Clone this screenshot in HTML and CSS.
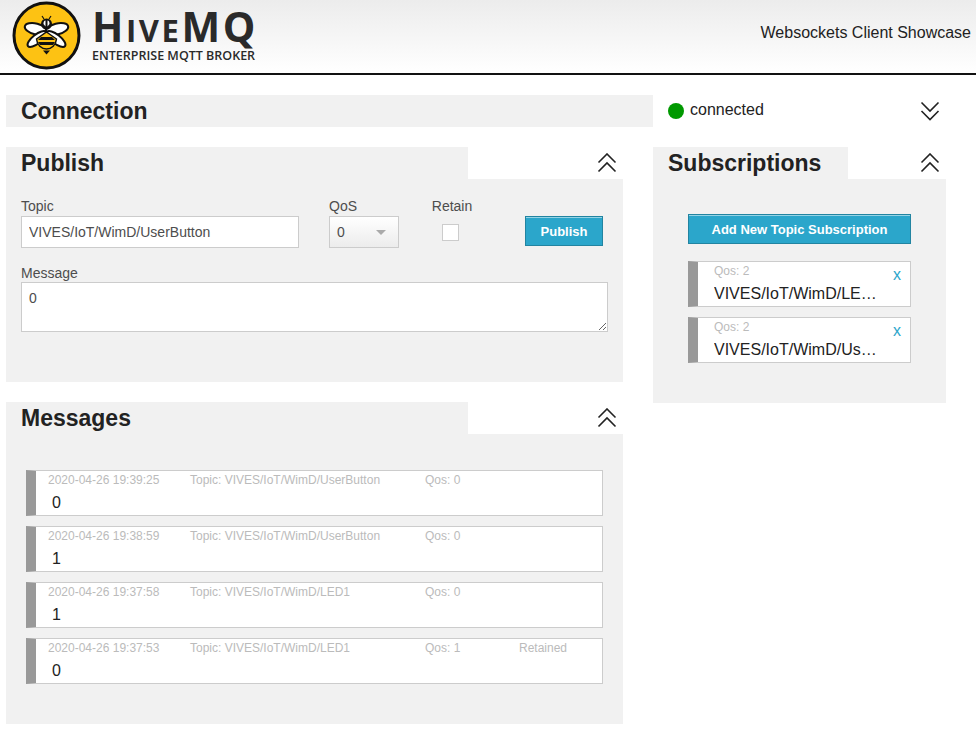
FILE: index.html
```html
<!DOCTYPE html>
<html lang="en">
<head>
    <meta charset="UTF-8">
    <meta name="viewport" content="width=device-width, initial-scale=1.0">
    <title>HiveMQ Websockets Client Showcase</title>
    <link rel="stylesheet" href="styles.css">
</head>
<body>
    <!-- Header -->
    <header class="site-header">
        <div class="logo">
            <svg class="logo-mark" width="72" height="72" viewBox="0 0 72 72">
                <circle cx="34.5" cy="34.5" r="32.5" fill="#fdc213" stroke="#111" stroke-width="3"/>
                <g stroke="#111" stroke-width="2" fill="#fff">
                    <ellipse cx="24" cy="28" rx="11.500" ry="5.500" transform="rotate(14 24 28)"/>
                    <ellipse cx="45" cy="28" rx="11.500" ry="5.500" transform="rotate(-14 45 28)"/>
                    <ellipse cx="25" cy="38" rx="11.500" ry="4.500" transform="rotate(-38 25 38)"/>
                    <ellipse cx="44" cy="38" rx="11.500" ry="4.500" transform="rotate(38 44 38)"/>
                </g>
                <circle cx="34.5" cy="23" r="5.500" fill="#111"/>
                <path d="M31.500 23a2 3 0 0 1 2-3.500v6zM37.500 23a2 3 0 0 0-2-3.500v6z" fill="#fff"/>
                <path d="M32 18l-2-3M37 18l2-3" stroke="#111" stroke-width="1.2"/>
                <path d="M34.500 31l10 7c-.5 6-5 10-10 10s-9.500-4-10-10z" fill="#fdc213" stroke="#111" stroke-width="1.500"/>
                <path d="M29 36h11l3 3H26zM26 41h17l-2 3H28z" fill="#111"/>
                <path d="M31 49.500h7l-3.500 4z" fill="#111"/>
            </svg>
            <div class="logo-text">
                <div class="logo-name">H<small>IVE</small>MQ</div>
                <div class="logo-sub">ENTERPRISE MQTT BROKER</div>
            </div>
        </div>
        <div class="site-title">Websockets Client Showcase</div>
    </header>

    <main class="layout">
        <section class="connection-bar">
            <h2>Connection</h2>
        </section>
        <div class="status">
            <span class="status-dot"></span>
            <span class="status-text">connected</span>
            <svg class="chevrons" width="20" height="20" viewBox="0 0 20 20"><path d="M1.500 1.500L10 10l8.500-8.500M1.500 10l8.500 8.500L18.500 10"/></svg>
        </div>

        <div class="left-column">
            <section class="panel">
                <div class="panel-head">
                    <h2 class="panel-tab tab-wide">Publish</h2>
                    <svg class="chevrons" width="20" height="20" viewBox="0 0 20 20"><path d="M1.500 9.500L10 1l8.500 8.500M1.500 18.500L10 10l8.500 8.500"/></svg>
                </div>
                <div class="panel-body publish-body">
                    <div class="form-row">
                        <div class="field field-topic">
                            <label>Topic</label>
                            <input type="text" class="text-input" value="VIVES/IoT/WimD/UserButton">
                        </div>
                        <div class="field field-qos">
                            <label>QoS</label>
                            <div class="select-box">0</div>
                        </div>
                        <div class="field field-retain">
                            <label>Retain</label>
                            <input type="checkbox" class="check">
                        </div>
                        <button class="btn btn-publish">Publish</button>
                    </div>
                    <label class="message-label">Message</label>
                    <textarea class="message-input">0</textarea>
                </div>
            </section>

            <section class="panel">
                <div class="panel-head">
                    <h2 class="panel-tab tab-wide">Messages</h2>
                    <svg class="chevrons" width="20" height="20" viewBox="0 0 20 20"><path d="M1.500 9.500L10 1l8.500 8.500M1.500 18.500L10 10l8.500 8.500"/></svg>
                </div>
                <div class="panel-body messages-body">
                    <div class="msg">
                        <div class="msg-meta"><span class="m-date">2020-04-26 19:39:25</span><span class="m-topic">Topic: VIVES/IoT/WimD/UserButton</span><span class="m-qos">Qos: 0</span></div>
                        <div class="msg-value">0</div>
                    </div>
                    <div class="msg">
                        <div class="msg-meta"><span class="m-date">2020-04-26 19:38:59</span><span class="m-topic">Topic: VIVES/IoT/WimD/UserButton</span><span class="m-qos">Qos: 0</span></div>
                        <div class="msg-value">1</div>
                    </div>
                    <div class="msg">
                        <div class="msg-meta"><span class="m-date">2020-04-26 19:37:58</span><span class="m-topic">Topic: VIVES/IoT/WimD/LED1</span><span class="m-qos">Qos: 0</span></div>
                        <div class="msg-value">1</div>
                    </div>
                    <div class="msg">
                        <div class="msg-meta"><span class="m-date">2020-04-26 19:37:53</span><span class="m-topic">Topic: VIVES/IoT/WimD/LED1</span><span class="m-qos">Qos: 1</span><span>Retained</span></div>
                        <div class="msg-value">0</div>
                    </div>
                </div>
            </section>
        </div>

        <section class="panel">
            <div class="panel-head">
                <h2 class="panel-tab tab-narrow">Subscriptions</h2>
                <svg class="chevrons" width="20" height="20" viewBox="0 0 20 20"><path d="M1.500 9.500L10 1l8.500 8.500M1.500 18.500L10 10l8.500 8.500"/></svg>
            </div>
            <div class="panel-body subs-body">
                <button class="btn btn-add">Add New Topic Subscription</button>
                <div class="sub">
                    <div class="sub-qos">Qos: 2</div>
                    <div class="sub-topic">VIVES/IoT/WimD/LED1</div>
                    <a class="sub-close">x</a>
                </div>
                <div class="sub">
                    <div class="sub-qos">Qos: 2</div>
                    <div class="sub-topic">VIVES/IoT/WimD/UserButton</div>
                    <a class="sub-close">x</a>
                </div>
            </div>
        </section>
    </main>
</body>
</html>
```
FILE: styles.css
```css
body {
    margin: 0;
    font-family: "Liberation Sans", Arial, sans-serif;
    color: #222;
    background: #fff;
}

/* Header */
.site-header {
    height: 73px;
    border-bottom: 2px solid #111;
    background: linear-gradient(#ececec, #fff);
    display: flex;
    justify-content: space-between;
    align-items: center;
    padding: 0 5px 0 12px;
}

.logo {
    display: flex;
    align-items: center;
}

.logo-mark {
    flex: none;
}

.logo-text {
    margin: -2px 0 0 8px;
    color: #2a2a2a;
}

.logo-name {
    font-family: "Open Sans", sans-serif;
    font-weight: 700;
    font-size: 41px;
    line-height: 36px;
    letter-spacing: 2.6px;
}

.logo-name small {
    font-size: 31px;
}

.logo-sub {
    font-family: "Open Sans", sans-serif;
    font-weight: 600;
    font-size: 12.5px;
    line-height: 16px;
}

.site-title {
    font-size: 16px;
    margin-bottom: 7px;
}

/* Layout */
.layout {
    width: 940px;
    margin: 20px 0 0 6px;
    display: grid;
    grid-template-columns: 617px 30px 293px;
    grid-template-rows: 32px auto;
    row-gap: 20px;
}

.connection-bar {
    grid-column: 1 / 3;
    background: #f1f1f1;
    padding-left: 15px;
}

h2 {
    margin: 0;
    font-size: 23px;
    line-height: 32px;
    font-weight: 700;
    color: #222;
}

.status {
    display: flex;
    align-items: center;
    padding: 0 6px 0 15px;
    font-size: 16px;
}

.status-dot {
    width: 16px;
    height: 16px;
    border-radius: 50%;
    background: #090;
    margin-right: 6px;
}

.status-text {
    flex: 1;
    margin-top: -2px;
}

.left-column {
    display: flex;
    flex-direction: column;
    gap: 20px;
}

.layout > .panel:last-child {
    grid-column: 3;
    align-self: start;
}

/* Panels */
.panel-head {
    display: flex;
    justify-content: space-between;
    align-items: center;
    height: 32px;
    padding-right: 6px;
}

.panel-tab {
    background: #f1f1f1;
    padding-left: 15px;
    box-sizing: border-box;
    height: 32px;
}

.tab-wide {
    width: 462px;
}

.tab-narrow {
    width: 195px;
}

.chevrons {
    display: block;
}

.chevrons path {
    fill: none;
    stroke: #222;
    stroke-width: 1.6;
}

.panel-body {
    background: #f1f1f1;
    box-sizing: border-box;
}

/* Publish form */
.publish-body {
    height: 203px;
    padding: 18px 15px 0;
}

.form-row {
    display: flex;
}

.field label,
.message-label {
    display: block;
    font-size: 14px;
    line-height: 19px;
    color: #4d4d4d;
}

.field-topic {
    width: 278px;
    margin-right: 30px;
}

.field-qos {
    width: 70px;
    margin-right: 33px;
}

.field-retain {
    width: 42px;
    margin-right: 52px;
    margin-left: -1px;
    text-align: center;
}

.text-input {
    width: 100%;
    height: 32px;
    box-sizing: border-box;
    border: 1px solid #ccc;
    padding: 0 7px;
    font: 14px "Liberation Sans", Arial, sans-serif;
    color: #4d4d4d;
    background: #fff;
}

.select-box {
    position: relative;
    width: 70px;
    height: 32px;
    box-sizing: border-box;
    border: 1px solid #ccc;
    padding-left: 7px;
    font-size: 14px;
    line-height: 30px;
    color: #4d4d4d;
    background: linear-gradient(#fff, #ececec);
}

.select-box::after {
    content: "";
    position: absolute;
    right: 12px;
    top: 13px;
    border: 5px solid transparent;
    border-top: 5px solid #aaa;
    border-bottom: 0;
}

.check {
    appearance: none;
    display: block;
    width: 17px;
    height: 17px;
    margin: 8px 0 0 11px;
    box-sizing: border-box;
    border: 1px solid #ccc;
    background: #fff;
}

.btn {
    box-sizing: border-box;
    border: 1px solid #2284a1;
    box-shadow: inset 0 1px 0 rgba(255, 255, 255, 0.5);
    background: #2ba6cb;
    color: #fff;
    font: bold 13px "Liberation Sans", Arial, sans-serif;
    height: 30px;
    padding: 0;
    display: block;
}

.btn-publish {
    width: 78px;
    margin-top: 19px;
}

.message-label {
    margin-top: 16px;
    margin-bottom: -1px;
}

.message-input {
    display: block;
    width: 587px;
    height: 50px;
    box-sizing: border-box;
    border: 1px solid #ccc;
    padding: 7px;
    margin: 0;
    font: 14px "Liberation Sans", Arial, sans-serif;
    color: #4d4d4d;
    background: #fff;
}

/* Messages */
.messages-body {
    height: 290px;
    padding: 36px 20px 0;
    display: flex;
    flex-direction: column;
    gap: 10px;
}

.msg {
    box-sizing: border-box;
    height: 46px;
    background: #fff;
    border: 1px solid #ccc;
    border-left: 10px solid #999;
    padding: 2px 0 0 12px;
}

.msg-meta {
    display: flex;
    font-size: 12px;
    line-height: 14px;
    color: #bbb;
}

.m-date {
    width: 142px;
}

.m-topic {
    width: 235px;
}

.m-qos {
    width: 94px;
}

.msg-value {
    font-size: 16px;
    line-height: 18px;
    color: #222;
    margin: 7px 0 0 4px;
}

/* Subscriptions */
.subs-body {
    height: 224px;
    padding: 35px 35px 0;
}

.btn-add {
    width: 223px;
    margin-bottom: 17px;
}

.sub {
    position: relative;
    box-sizing: border-box;
    height: 46px;
    margin-bottom: 10px;
    background: #fff;
    border: 1px solid #ccc;
    border-left: 10px solid #999;
    padding: 2px 0 0 16px;
}

.sub-qos {
    font-size: 12px;
    line-height: 14px;
    color: #bbb;
}

.sub-topic {
    width: 164px;
    font-size: 16px;
    line-height: 18px;
    margin-top: 7px;
    color: #222;
    white-space: nowrap;
    overflow: hidden;
    text-overflow: ellipsis;
}

.sub-close {
    position: absolute;
    right: 9px;
    top: 4px;
    font-size: 16px;
    line-height: 18px;
    color: #2ba6cb;
}
```
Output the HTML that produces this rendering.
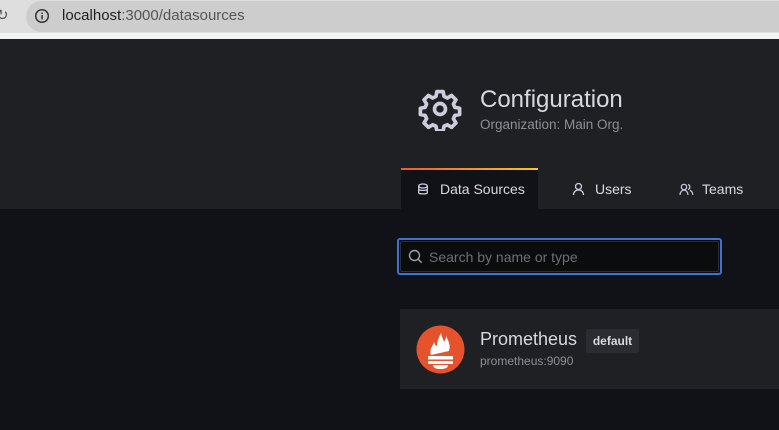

* * *

THE REQUEST:
Report all lines of the data that include the word "this".

CORRECT RESPONSE:
Clone this screenshot in HTML and CSS.
Output the HTML that produces this rendering.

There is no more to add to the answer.